Below is a listing; write it out exactly and drop any images from it.

· · · ·

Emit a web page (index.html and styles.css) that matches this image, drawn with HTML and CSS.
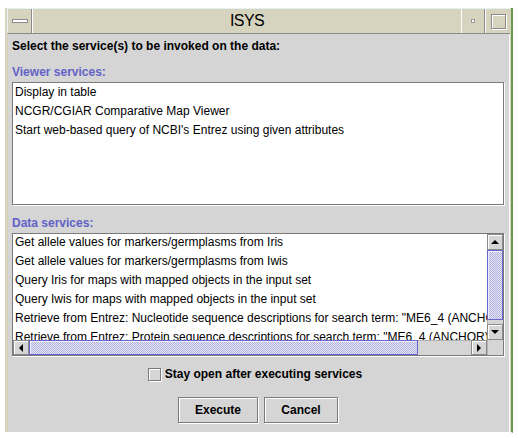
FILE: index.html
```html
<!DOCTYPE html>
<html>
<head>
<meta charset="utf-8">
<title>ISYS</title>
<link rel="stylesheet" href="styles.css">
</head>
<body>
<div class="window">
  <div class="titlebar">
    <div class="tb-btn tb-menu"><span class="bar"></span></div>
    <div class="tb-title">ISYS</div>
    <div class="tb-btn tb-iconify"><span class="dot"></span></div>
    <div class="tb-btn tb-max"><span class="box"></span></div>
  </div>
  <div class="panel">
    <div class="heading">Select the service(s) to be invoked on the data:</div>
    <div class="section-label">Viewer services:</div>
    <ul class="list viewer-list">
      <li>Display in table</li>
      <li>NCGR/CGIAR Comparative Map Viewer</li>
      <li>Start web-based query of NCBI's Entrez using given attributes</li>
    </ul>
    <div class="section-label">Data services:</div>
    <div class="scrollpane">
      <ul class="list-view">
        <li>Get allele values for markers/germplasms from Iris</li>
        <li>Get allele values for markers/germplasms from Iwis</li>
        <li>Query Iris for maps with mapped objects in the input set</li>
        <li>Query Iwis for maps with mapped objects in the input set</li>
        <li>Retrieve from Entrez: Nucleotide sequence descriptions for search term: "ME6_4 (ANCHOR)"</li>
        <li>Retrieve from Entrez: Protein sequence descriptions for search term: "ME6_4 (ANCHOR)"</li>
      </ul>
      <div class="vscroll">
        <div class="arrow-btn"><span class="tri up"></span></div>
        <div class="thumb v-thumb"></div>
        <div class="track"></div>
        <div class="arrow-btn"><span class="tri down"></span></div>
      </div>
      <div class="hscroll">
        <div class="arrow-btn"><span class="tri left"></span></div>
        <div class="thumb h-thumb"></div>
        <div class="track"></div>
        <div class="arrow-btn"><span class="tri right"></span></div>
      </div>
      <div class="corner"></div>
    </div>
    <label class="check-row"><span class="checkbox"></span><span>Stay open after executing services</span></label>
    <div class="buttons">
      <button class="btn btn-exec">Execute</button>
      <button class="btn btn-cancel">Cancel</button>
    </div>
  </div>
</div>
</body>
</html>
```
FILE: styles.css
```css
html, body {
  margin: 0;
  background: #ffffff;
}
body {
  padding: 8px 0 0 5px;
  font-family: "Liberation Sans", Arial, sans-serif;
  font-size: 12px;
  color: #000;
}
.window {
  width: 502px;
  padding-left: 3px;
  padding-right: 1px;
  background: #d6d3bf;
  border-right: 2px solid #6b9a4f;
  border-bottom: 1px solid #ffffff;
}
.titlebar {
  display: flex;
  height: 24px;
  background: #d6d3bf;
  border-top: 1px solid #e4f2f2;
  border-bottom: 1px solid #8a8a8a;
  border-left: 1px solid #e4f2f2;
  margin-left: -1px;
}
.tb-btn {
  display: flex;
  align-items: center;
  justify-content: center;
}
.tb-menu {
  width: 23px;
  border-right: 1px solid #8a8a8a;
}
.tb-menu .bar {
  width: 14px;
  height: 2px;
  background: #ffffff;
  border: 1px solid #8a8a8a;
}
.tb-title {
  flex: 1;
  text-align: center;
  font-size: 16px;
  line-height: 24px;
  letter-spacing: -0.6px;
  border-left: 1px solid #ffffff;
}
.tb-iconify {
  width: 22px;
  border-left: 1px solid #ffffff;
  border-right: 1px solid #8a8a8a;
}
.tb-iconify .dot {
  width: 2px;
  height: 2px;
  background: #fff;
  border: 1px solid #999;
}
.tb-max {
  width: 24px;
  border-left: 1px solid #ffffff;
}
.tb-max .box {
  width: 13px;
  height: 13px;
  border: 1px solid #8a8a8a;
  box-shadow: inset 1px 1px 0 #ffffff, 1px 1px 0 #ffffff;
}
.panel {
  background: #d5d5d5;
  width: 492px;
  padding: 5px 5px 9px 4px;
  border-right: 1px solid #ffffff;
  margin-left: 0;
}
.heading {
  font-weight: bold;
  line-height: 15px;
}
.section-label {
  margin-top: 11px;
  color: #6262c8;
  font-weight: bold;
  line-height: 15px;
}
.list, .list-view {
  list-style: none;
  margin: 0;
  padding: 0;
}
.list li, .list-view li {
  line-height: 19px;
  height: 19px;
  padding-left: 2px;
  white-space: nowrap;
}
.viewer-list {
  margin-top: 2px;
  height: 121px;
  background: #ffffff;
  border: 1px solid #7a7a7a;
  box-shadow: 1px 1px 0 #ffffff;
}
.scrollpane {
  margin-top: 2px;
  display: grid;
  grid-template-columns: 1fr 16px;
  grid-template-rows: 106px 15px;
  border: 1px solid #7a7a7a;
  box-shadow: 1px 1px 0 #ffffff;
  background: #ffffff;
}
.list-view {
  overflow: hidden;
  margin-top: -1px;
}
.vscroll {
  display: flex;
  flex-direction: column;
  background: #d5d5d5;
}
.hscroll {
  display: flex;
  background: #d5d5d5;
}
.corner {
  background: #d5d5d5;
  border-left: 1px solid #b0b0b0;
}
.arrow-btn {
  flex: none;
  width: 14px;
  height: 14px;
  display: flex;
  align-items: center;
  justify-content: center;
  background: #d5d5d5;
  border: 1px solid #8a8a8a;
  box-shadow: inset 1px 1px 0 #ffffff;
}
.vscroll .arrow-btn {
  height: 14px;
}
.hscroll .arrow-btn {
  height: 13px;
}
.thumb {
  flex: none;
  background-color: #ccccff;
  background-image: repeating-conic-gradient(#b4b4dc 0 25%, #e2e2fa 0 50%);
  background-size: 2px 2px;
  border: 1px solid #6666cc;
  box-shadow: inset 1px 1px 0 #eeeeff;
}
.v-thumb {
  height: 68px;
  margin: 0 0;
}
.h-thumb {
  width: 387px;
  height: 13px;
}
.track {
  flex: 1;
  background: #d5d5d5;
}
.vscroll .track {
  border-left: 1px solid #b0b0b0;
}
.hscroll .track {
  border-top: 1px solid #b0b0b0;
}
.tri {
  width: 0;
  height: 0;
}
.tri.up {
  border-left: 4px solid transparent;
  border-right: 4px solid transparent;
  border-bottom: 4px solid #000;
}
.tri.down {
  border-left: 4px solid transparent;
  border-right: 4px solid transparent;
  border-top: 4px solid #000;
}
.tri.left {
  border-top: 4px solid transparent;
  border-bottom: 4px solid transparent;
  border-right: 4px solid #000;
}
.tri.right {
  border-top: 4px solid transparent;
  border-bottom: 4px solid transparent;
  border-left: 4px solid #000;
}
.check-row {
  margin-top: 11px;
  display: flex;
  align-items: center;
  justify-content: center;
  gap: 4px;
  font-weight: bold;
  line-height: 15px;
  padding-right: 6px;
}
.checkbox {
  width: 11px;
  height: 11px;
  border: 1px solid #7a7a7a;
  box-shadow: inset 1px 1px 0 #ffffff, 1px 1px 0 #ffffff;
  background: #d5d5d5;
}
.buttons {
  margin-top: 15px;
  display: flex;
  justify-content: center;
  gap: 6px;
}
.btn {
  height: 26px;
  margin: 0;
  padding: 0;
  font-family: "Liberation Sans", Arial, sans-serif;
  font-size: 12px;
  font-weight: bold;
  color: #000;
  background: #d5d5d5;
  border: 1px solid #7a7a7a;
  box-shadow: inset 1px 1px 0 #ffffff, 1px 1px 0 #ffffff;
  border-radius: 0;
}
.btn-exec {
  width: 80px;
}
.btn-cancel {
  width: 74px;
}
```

· · · ·

_ANSWER_.
Emit a web page (index.html and styles.css) that matches this image, drawn with HTML and CSS.
FILE: index.html
```html
<!DOCTYPE html>
<html>
<head>
<meta charset="utf-8">
<title>ISYS</title>
<link rel="stylesheet" href="styles.css">
</head>
<body>
<div class="window">
  <div class="titlebar">
    <div class="tb-btn tb-menu"><span class="bar"></span></div>
    <div class="tb-title">ISYS</div>
    <div class="tb-btn tb-iconify"><span class="dot"></span></div>
    <div class="tb-btn tb-max"><span class="box"></span></div>
  </div>
  <div class="panel">
    <div class="heading">Select the service(s) to be invoked on the data:</div>
    <div class="section-label">Viewer services:</div>
    <ul class="list viewer-list">
      <li>Display in table</li>
      <li>NCGR/CGIAR Comparative Map Viewer</li>
      <li>Start web-based query of NCBI's Entrez using given attributes</li>
    </ul>
    <div class="section-label">Data services:</div>
    <div class="scrollpane">
      <ul class="list-view">
        <li>Get allele values for markers/germplasms from Iris</li>
        <li>Get allele values for markers/germplasms from Iwis</li>
        <li>Query Iris for maps with mapped objects in the input set</li>
        <li>Query Iwis for maps with mapped objects in the input set</li>
        <li>Retrieve from Entrez: Nucleotide sequence descriptions for search term: "ME6_4 (ANCHOR)"</li>
        <li>Retrieve from Entrez: Protein sequence descriptions for search term: "ME6_4 (ANCHOR)"</li>
      </ul>
      <div class="vscroll">
        <div class="arrow-btn"><span class="tri up"></span></div>
        <div class="thumb v-thumb"></div>
        <div class="track"></div>
        <div class="arrow-btn"><span class="tri down"></span></div>
      </div>
      <div class="hscroll">
        <div class="arrow-btn"><span class="tri left"></span></div>
        <div class="thumb h-thumb"></div>
        <div class="track"></div>
        <div class="arrow-btn"><span class="tri right"></span></div>
      </div>
      <div class="corner"></div>
    </div>
    <label class="check-row"><span class="checkbox"></span><span>Stay open after executing services</span></label>
    <div class="buttons">
      <button class="btn btn-exec">Execute</button>
      <button class="btn btn-cancel">Cancel</button>
    </div>
  </div>
</div>
</body>
</html>
```
FILE: styles.css
```css
html, body {
  margin: 0;
  background: #ffffff;
}
body {
  padding: 8px 0 0 5px;
  font-family: "Liberation Sans", Arial, sans-serif;
  font-size: 12px;
  color: #000;
}
.window {
  width: 502px;
  padding-left: 3px;
  padding-right: 1px;
  background: #d6d3bf;
  border-right: 2px solid #6b9a4f;
  border-bottom: 1px solid #ffffff;
}
.titlebar {
  display: flex;
  height: 24px;
  background: #d6d3bf;
  border-top: 1px solid #e4f2f2;
  border-bottom: 1px solid #8a8a8a;
  border-left: 1px solid #e4f2f2;
  margin-left: -1px;
}
.tb-btn {
  display: flex;
  align-items: center;
  justify-content: center;
}
.tb-menu {
  width: 23px;
  border-right: 1px solid #8a8a8a;
}
.tb-menu .bar {
  width: 14px;
  height: 2px;
  background: #ffffff;
  border: 1px solid #8a8a8a;
}
.tb-title {
  flex: 1;
  text-align: center;
  font-size: 16px;
  line-height: 24px;
  letter-spacing: -0.6px;
  border-left: 1px solid #ffffff;
}
.tb-iconify {
  width: 22px;
  border-left: 1px solid #ffffff;
  border-right: 1px solid #8a8a8a;
}
.tb-iconify .dot {
  width: 2px;
  height: 2px;
  background: #fff;
  border: 1px solid #999;
}
.tb-max {
  width: 24px;
  border-left: 1px solid #ffffff;
}
.tb-max .box {
  width: 13px;
  height: 13px;
  border: 1px solid #8a8a8a;
  box-shadow: inset 1px 1px 0 #ffffff, 1px 1px 0 #ffffff;
}
.panel {
  background: #d5d5d5;
  width: 492px;
  padding: 5px 5px 9px 4px;
  border-right: 1px solid #ffffff;
  margin-left: 0;
}
.heading {
  font-weight: bold;
  line-height: 15px;
}
.section-label {
  margin-top: 11px;
  color: #6262c8;
  font-weight: bold;
  line-height: 15px;
}
.list, .list-view {
  list-style: none;
  margin: 0;
  padding: 0;
}
.list li, .list-view li {
  line-height: 19px;
  height: 19px;
  padding-left: 2px;
  white-space: nowrap;
}
.viewer-list {
  margin-top: 2px;
  height: 121px;
  background: #ffffff;
  border: 1px solid #7a7a7a;
  box-shadow: 1px 1px 0 #ffffff;
}
.scrollpane {
  margin-top: 2px;
  display: grid;
  grid-template-columns: 1fr 16px;
  grid-template-rows: 106px 15px;
  border: 1px solid #7a7a7a;
  box-shadow: 1px 1px 0 #ffffff;
  background: #ffffff;
}
.list-view {
  overflow: hidden;
  margin-top: -1px;
}
.vscroll {
  display: flex;
  flex-direction: column;
  background: #d5d5d5;
}
.hscroll {
  display: flex;
  background: #d5d5d5;
}
.corner {
  background: #d5d5d5;
  border-left: 1px solid #b0b0b0;
}
.arrow-btn {
  flex: none;
  width: 14px;
  height: 14px;
  display: flex;
  align-items: center;
  justify-content: center;
  background: #d5d5d5;
  border: 1px solid #8a8a8a;
  box-shadow: inset 1px 1px 0 #ffffff;
}
.vscroll .arrow-btn {
  height: 14px;
}
.hscroll .arrow-btn {
  height: 13px;
}
.thumb {
  flex: none;
  background-color: #ccccff;
  background-image: repeating-conic-gradient(#b4b4dc 0 25%, #e2e2fa 0 50%);
  background-size: 2px 2px;
  border: 1px solid #6666cc;
  box-shadow: inset 1px 1px 0 #eeeeff;
}
.v-thumb {
  height: 68px;
  margin: 0 0;
}
.h-thumb {
  width: 387px;
  height: 13px;
}
.track {
  flex: 1;
  background: #d5d5d5;
}
.vscroll .track {
  border-left: 1px solid #b0b0b0;
}
.hscroll .track {
  border-top: 1px solid #b0b0b0;
}
.tri {
  width: 0;
  height: 0;
}
.tri.up {
  border-left: 4px solid transparent;
  border-right: 4px solid transparent;
  border-bottom: 4px solid #000;
}
.tri.down {
  border-left: 4px solid transparent;
  border-right: 4px solid transparent;
  border-top: 4px solid #000;
}
.tri.left {
  border-top: 4px solid transparent;
  border-bottom: 4px solid transparent;
  border-right: 4px solid #000;
}
.tri.right {
  border-top: 4px solid transparent;
  border-bottom: 4px solid transparent;
  border-left: 4px solid #000;
}
.check-row {
  margin-top: 11px;
  display: flex;
  align-items: center;
  justify-content: center;
  gap: 4px;
  font-weight: bold;
  line-height: 15px;
  padding-right: 6px;
}
.checkbox {
  width: 11px;
  height: 11px;
  border: 1px solid #7a7a7a;
  box-shadow: inset 1px 1px 0 #ffffff, 1px 1px 0 #ffffff;
  background: #d5d5d5;
}
.buttons {
  margin-top: 15px;
  display: flex;
  justify-content: center;
  gap: 6px;
}
.btn {
  height: 26px;
  margin: 0;
  padding: 0;
  font-family: "Liberation Sans", Arial, sans-serif;
  font-size: 12px;
  font-weight: bold;
  color: #000;
  background: #d5d5d5;
  border: 1px solid #7a7a7a;
  box-shadow: inset 1px 1px 0 #ffffff, 1px 1px 0 #ffffff;
  border-radius: 0;
}
.btn-exec {
  width: 80px;
}
.btn-cancel {
  width: 74px;
}
```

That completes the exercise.